* Start Data for this exercise *
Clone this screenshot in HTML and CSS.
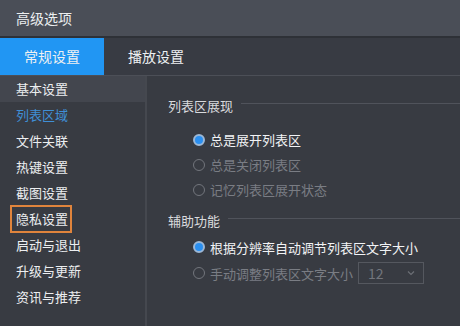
FILE: index.html
```html
<!DOCTYPE html>
<html>
<head>
<meta charset="utf-8">
<link rel="stylesheet" href="styles.css">
</head>
<body>
<div class="window">
  <div class="titlebar">高级选项</div>
  <div class="tabs">
    <div class="tab active">常规设置</div>
    <div class="tab">播放设置</div>
  </div>
  <div class="main">
    <div class="sidebar">
      <div class="item hover">基本设置</div>
      <div class="item selected">列表区域</div>
      <div class="item">文件关联</div>
      <div class="item">热键设置</div>
      <div class="item">截图设置</div>
      <div class="item"><span class="mark">隐私设置</span></div>
      <div class="item">启动与退出</div>
      <div class="item">升级与更新</div>
      <div class="item">资讯与推荐</div>
    </div>
    <div class="content">
      <div class="group-head"><span>列表区展现</span><i class="rule"></i></div>
      <div class="options first">
        <div class="opt"><span class="radio on"></span>总是展开列表区</div>
        <div class="opt disabled"><span class="radio"></span>总是关闭列表区</div>
        <div class="opt disabled"><span class="radio"></span>记忆列表区展开状态</div>
      </div>
      <div class="group-head second"><span>辅助功能</span><i class="rule"></i></div>
      <div class="options">
        <div class="opt tall"><span class="radio on"></span>根据分辨率自动调节列表区文字大小</div>
        <div class="opt tall disabled"><span class="radio"></span>手动调整列表区文字大小
          <div class="select"><span>12</span><svg width="8" height="6" viewBox="0 0 8 6"><path d="M1 1.5 L4 4.5 L7 1.5" fill="none" stroke="#6c6f76" stroke-width="1.2"/></svg></div>
        </div>
      </div>
    </div>
  </div>
</div>
</body>
</html>
```
FILE: styles.css
```css
html, body {
  margin: 0;
  padding: 0;
  background: #383b42;
}
body {
  font-family: "Noto Sans CJK SC", "Noto Sans", sans-serif;
  color: #eceef0;
}
.window {
  width: 460px;
  height: 326px;
  overflow: hidden;
  display: flex;
  flex-direction: column;
}
.titlebar {
  height: 36px;
  line-height: 36px;
  padding-left: 16px;
  font-size: 14px;
  background: #4a4e57;
  border-bottom: 2px solid #2e3137;
  flex: none;
}
.tabs {
  height: 37px;
  display: flex;
  background: #383b43;
  border-bottom: 1px solid #4c4f57;
  flex: none;
}
.tab {
  width: 104px;
  line-height: 37px;
  text-align: center;
  font-size: 14px;
  color: #eef0f2;
}
.tab.active {
  background: #2196f3;
}
.main {
  flex: 1;
  display: flex;
}
.sidebar {
  width: 145px;
  border-right: 2px solid #45484f;
  background: #383b42;
  flex: none;
}
.item {
  height: 26px;
  line-height: 26px;
  padding-left: 16px;
  font-size: 13px;
  color: #eceef0;
}
.item.hover {
  background: #43464e;
}
.item.selected {
  color: #3f8fd6;
}
.mark {
  display: inline-block;
  line-height: 20px;
  padding-left: 2px;
  margin-left: -2px;
  outline: 2px solid #e0843c;
  outline-offset: 2px;
}
.content {
  flex: 1;
  padding-top: 19px;
  padding-left: 21px;
  font-size: 13px;
}
.group-head {
  height: 20px;
  display: flex;
  align-items: center;
  color: #d8dadd;
}
.group-head.second {
  margin-top: 8px;
}
.rule {
  flex: 1;
  height: 1px;
  background: #50535b;
  margin-left: 8px;
  margin-top: -3px;
}
.options {
  padding-left: 25px;
  margin-top: 4px;
}
.options.first {
  margin-top: 12px;
}
.opt {
  height: 25px;
  display: flex;
  align-items: center;
  color: #f2f3f5;
}
.opt.tall {
  height: 26px;
}
.opt.disabled {
  color: #7a7d84;
}
.radio {
  width: 10px;
  height: 10px;
  border-radius: 50%;
  border: 1px solid #72757c;
  margin-right: 5px;
  flex: none;
  box-sizing: content-box;
}
.radio.on {
  background: #2a8ff0;
  border: 2px solid #9bb7d6;
  width: 8px;
  height: 8px;
}
.select {
  margin-left: 5px;
  width: 64px;
  height: 20px;
  border: 1px solid #55585f;
  display: flex;
  align-items: center;
  justify-content: space-between;
  padding: 0 8px 0 9px;
  box-sizing: border-box;
  width: 66px;
  height: 22px;
  color: #72757c;
  font-size: 14px;
}
```
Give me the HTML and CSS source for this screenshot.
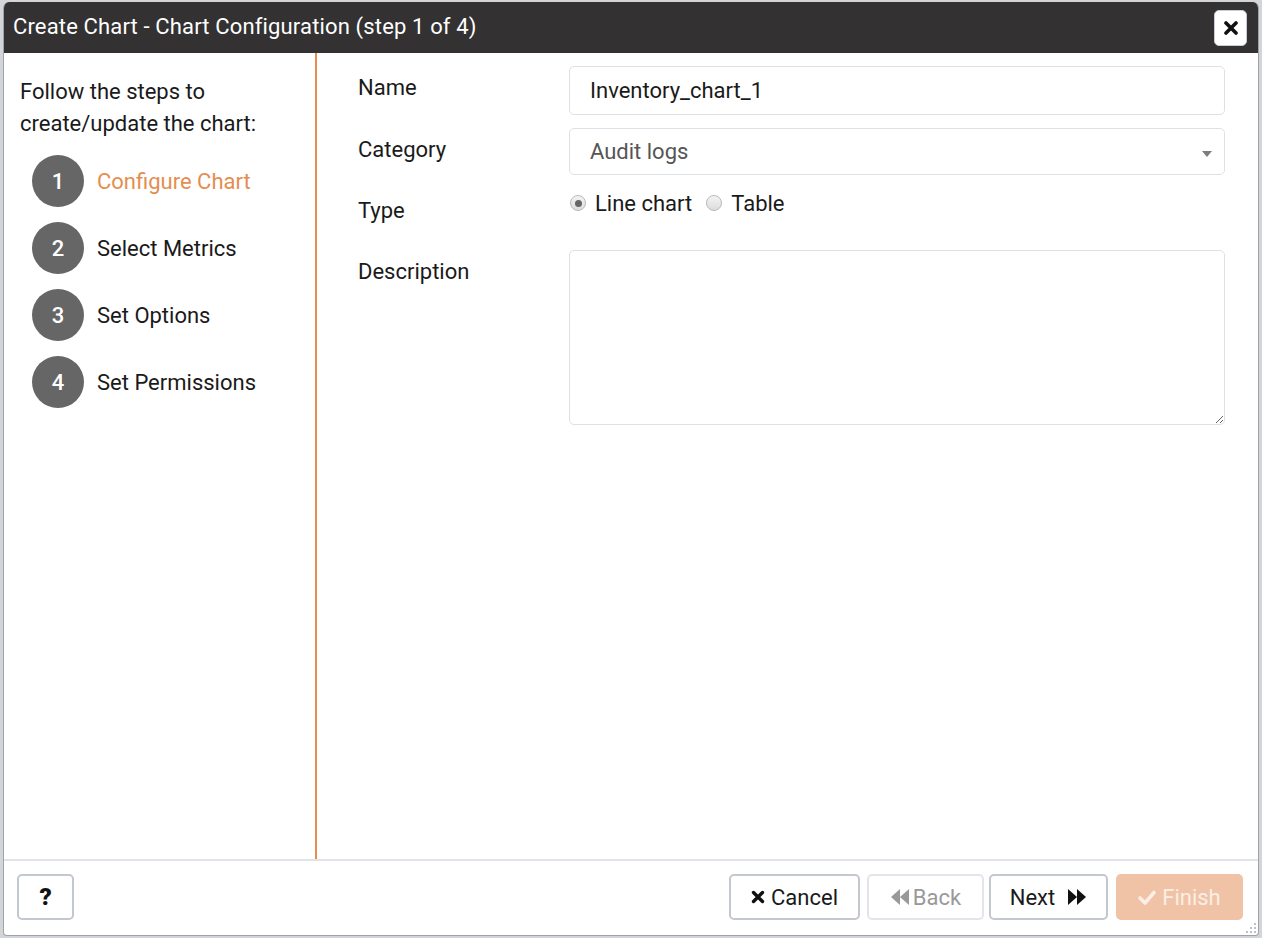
* End Data for this exercise *
• _Work instructions_
Wherever a line in the data above holds "screenshot", copy that line.

• _Task output_
Clone this screenshot in HTML and CSS.
Give me the HTML and CSS source for this screenshot.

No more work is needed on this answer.